Watts (2003) calls for the application of quality face-to-face good practice measures in distance education courses. She promotes the expanded use of critical thinking skills and renewed appreciation for diversity and relationships, a backbone standard in science. Watts believes that technology can be the vehicle to bring people and cultures an increased sensitivity toward others. These are all goals of science education in the new millennium. Jonassen (2002) and Conrad and Donaldson (2004) also forward methods to increase higher level thinking skills and critical thinking. They subscribe to the notion that distance education courses should not mirror the lecture-then-test format so common in face-to-face instruction, but it should be an opportunity to innovate and employ engaging and proven methods. Jonassen also champions the crafting of complex deeper thinking activities as a method for promoting systemic change in online teaching environments.

High-quality assessments go hand in hand with deeper thinking. The attributes of quality assessments, according to Mason (2002) are: they are authentic and holistic, the vehicles for improvement, are reliable, valid and cater to a variety of learning styles and needs. There are a variety of assessment possibilities that require the production of a unique product that cater to differing learning styles and that are tools for understanding.

There is a fundamental shift in interaction, learning paradigms, and assessment techniques that must result from the change as one moves from face-to-face to distance teaching. Online assessment must be authentic, ongoing, multidimensional and reflective to be effective in a distant environment. The added benefit is that online assessments allow the instructor to give weight to each student response to assess his or her own individual understanding (Robles & Braathan, 2002). The move away from multiple-choice knowledge level assessment techniques in distance education is mirrored by Pierce (2003), Mason (2002) and Conrad and Donaldson (2004).

Plagiarism or outright cheating has arisen as a grave concern for online educators due to the unlimited student access to material.
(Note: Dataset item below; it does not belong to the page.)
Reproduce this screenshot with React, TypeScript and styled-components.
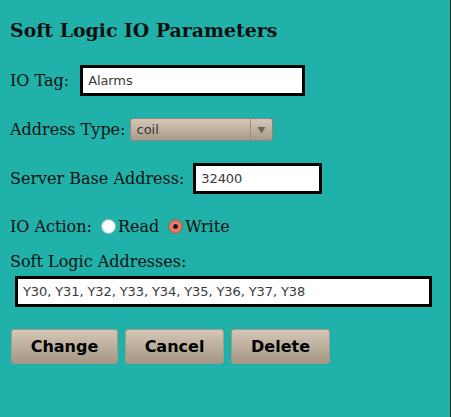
import React from "react";
import styled, { createGlobalStyle } from "styled-components";

const Global = createGlobalStyle`
  html, body { margin: 0; padding: 0; background: #20b2aa; }
  body { font-family: "DejaVu Serif", serif; font-size: 16px; color: #111; }
`;

const Page = styled.div`
  box-sizing: border-box;
  width: 451px;
  height: 417px;
  padding: 0 0 0 10px;
  background: #20b2aa;
  border-right: 1px solid #0f2a2a;
`;

const Title = styled.h3`
  margin: 0;
  padding-top: 19px;
  font-family: "DejaVu Serif", serif;
  font-weight: bold;
  font-size: 18.9px;
  line-height: 22px;
  color: #111;
`;

const Row = styled.div<{ $top: number; $h?: number; $gap?: number }>`
  display: flex;
  align-items: center;
  gap: ${(p) => p.$gap ?? 8}px;
  margin-top: ${(p) => p.$top}px;
  height: ${(p) => p.$h ?? 31}px;
`;

const Label = styled.span`
  font-family: "DejaVu Serif", serif;
  font-size: 16px;
  color: #111;
  white-space: nowrap;
`;

const TextBox = styled.div<{ $w: number }>`
  box-sizing: border-box;
  width: ${(p) => p.$w}px;
  height: 31px;
  border: 3px solid #000;
  background: #fff;
  display: flex;
  align-items: center;
  padding-left: 5px;
  font-family: "DejaVu Sans", sans-serif;
  font-size: 13px;
  letter-spacing: -0.1px;
  color: #3a3a3a;
`;

const Select = styled.div`
  box-sizing: border-box;
  width: 143px;
  height: 23px;
  border: 1px solid #8f8676;
  border-radius: 3px;
  background: linear-gradient(#d3c7b7, #a99b89);
  display: flex;
  align-items: stretch;
  font-family: "DejaVu Sans", sans-serif;
  font-size: 13px;
  color: #3a3430;
`;

const SelectText = styled.span`
  flex: 1;
  display: flex;
  align-items: center;
  padding-left: 5px;
`;

const SelectArrow = styled.span`
  width: 21px;
  border-left: 1px solid #9c907f;
  display: flex;
  align-items: center;
  justify-content: center;
`;

const Radio = styled.span<{ $on?: boolean }>`
  box-sizing: border-box;
  width: 13px;
  height: 13px;
  border-radius: 50%;
  display: inline-flex;
  align-items: center;
  justify-content: center;
  background: ${(p) => (p.$on ? "radial-gradient(circle, #f59a86, #e0533e)" : "#fff")};
  box-shadow: 0 0 1px 1px ${(p) => (p.$on ? "rgba(200,60,40,0.5)" : "rgba(200,200,200,0.7)")};
  &::after {
    content: "";
    display: ${(p) => (p.$on ? "block" : "none")};
    width: 5px;
    height: 5px;
    border-radius: 50%;
    background: #2a1a16;
  }
`;

const RadioItem = styled.label`
  display: inline-flex;
  align-items: center;
  gap: 3px;
  font-family: "DejaVu Serif", serif;
  font-size: 16px;
`;

const Block = styled.div<{ $top: number }>`
  margin-top: ${(p) => p.$top}px;
`;

const WideRow = styled.div`
  margin-top: 5px;
  padding-left: 5px;
`;

const Buttons = styled.div`
  display: flex;
  gap: 7px;
  margin-top: 22px;
  padding-left: 1px;
`;

const Button = styled.button<{ $w?: number }>`
  box-sizing: border-box;
  width: ${(p) => p.$w ?? 99}px;
  height: 35px;
  border: 1px solid #a69a88;
  border-radius: 3px;
  background: linear-gradient(#d4c7b6, #a59784);
  font-family: "DejaVu Sans", sans-serif;
  font-weight: bold;
  font-size: 16px;
  color: #000;
  padding: 0;
  box-shadow: 0 0 1px rgba(0, 0, 0, 0.15);
`;

export default function App() {
  return (
    <>
      <Global />
      <Page>
        <Title>Soft Logic IO Parameters</Title>
        <Row $top={24} $gap={11}>
          <Label>IO Tag:</Label>
          <TextBox $w={225}>Alarms</TextBox>
        </Row>
        <Row $top={22} $h={23} $gap={5}>
          <Label>Address Type:</Label>
          <Select>
            <SelectText>coil</SelectText>
            <SelectArrow>
              <svg width="9" height="8" viewBox="0 0 9 8">
                <path d="M0.5 1 L8.5 1 L4.5 7.5 Z" fill="#6b6459" />
              </svg>
            </SelectArrow>
          </Select>
        </Row>
        <Row $top={22} $gap={9}>
          <Label>Server Base Address:</Label>
          <TextBox $w={129}>32400</TextBox>
        </Row>
        <Row $top={17} $h={31} $gap={10}>
          <Label>IO Action:</Label>
          <RadioItem>
            <Radio />
            <span>Read</span>
          </RadioItem>
          <RadioItem>
            <Radio $on />
            <span>Write</span>
          </RadioItem>
        </Row>
        <Block $top={10}>
          <Label>Soft Logic Addresses:</Label>
        </Block>
        <WideRow>
          <TextBox $w={417}>Y30, Y31, Y32, Y33, Y34, Y35, Y36, Y37, Y38</TextBox>
        </WideRow>
        <Buttons>
          <Button $w={107}>Change</Button>
          <Button>Cancel</Button>
          <Button>Delete</Button>
        </Buttons>
      </Page>
    </>
  );
}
Therefore, the use of a technique that reduces the likelihood of copying someone else’s work is recommended (Meyer 2002). One method, the use of visual representations, produces a unique product that can not be copied from others, facilitating original work and thoughts. This forced processing of the material adds to student understanding and reduces the impact of rampant plagiarism (Mason 2002). Other methods include process-based products that while the assignment is the same, the output is different for all students. It requires the instructor to generate a singular assessment that will demonstrate what the student knows and is able to do.

Courses offered at a distance are still education and therefore, while input and output modes are different, they require a set of design strategies that accommodate good educational practice. What is known about this area of study is that good practice methods that work in a classroom also appear to work in distance education. According to Brabee, Fisher, and Pitler. (2004) today’s technology supports Marza-nos’ (Marzano, Pickering, & Pollock, 2001) nine strategies for increasing student achievement. Some of the supportive technologies are word processing technologies that accommodate making graphic organizers, the building of analogies and allowing for collaborative editing and dialoguing, and Inspiration software that is also a facilitative tool for the development of complex mapping and visual organizers. Digital media creation tools (iMovie, PowerPoint, HyperStudio) are also direct supporters of the creation of best practice distance education products for the promotion of conceptual science understanding.

Egan and Gibb (1997) also promote con-structivist theory for designing online instruction. They studied the components of optimal student-centered learning tools and their application in telecourses. To maximize student outcomes, active, multi-modal, visual activities must be employed in telecourses development. This trend promoting constructivism continues in a study by Berge (2002). He studied a variety of e-learning strategies to determine their effectiveness as tools of distance education, and he persists with emphasis that communication is a tool for development of self-reflection and inquiry skills. Hacker and Niederhauser (2000) also encourage active participation and collaborative problem solving along with effusive feedback and use of real-world examples in distance education.

Good practice distance techniques are also reiterated by the principles put forth by a number of authors in the field (Clark & Mayer, 2003; Conrad & Donaldson, 2004; Henry, 2002; Madrazo & Vidal, 2002; Meyer, 2002; Rosenberg, 2001; Schank, 2002; Simonson, Smaldino, Albright, & Zvacek, 2000). Schank (2002) states that “Memorization has no impact on behavior; it does not translate into learned skills” (p. 62). This notion of learning is rooted in the assumption that memorization meant learning had occurred. This assertion has little evidentiary support in fact or practice. Learning has occurred if the individual processes the information, anchors it in experience, and transcribes the information to the long term memory.

Cyrs calls for increasing visual thinking skills because the new technologies lurking in our future will allow for more access to information for students. This freer access and improved technological tools should not be an invitation to continue less-than-exemplary educational practices, but should free instructors to deliver similar content with better methods and spectacular results (Cyrs, 1997a, 1997b). Cyrs also calls for the essential and expanded use of visual tools to sift, organize, and relate the multitudes of information now available to students, and he encourages online educators to expand their teaching skills to the capacity of the technologies available using the best distance education methods available.

Virtual or authentic manipulatives are also essential elements for exemplary distance education science programs. These manipulatives support National Science Teachers Association goals to provide students with a distant education experience that emulates a laboratory experience in a fully equipped face-to-face lab. Strategic planning and implementation of materials provides not only a kinesthetic anchor, but also an experience that increases and deepens student understanding. In the final analysis, a high-quality distance education science course is as important as quality face-to-face programs. Given the rapid rollout of distance education courses to fill the ever-increasing demand, it is adherence to these best practice measures that will assure a lasting and valid science experience.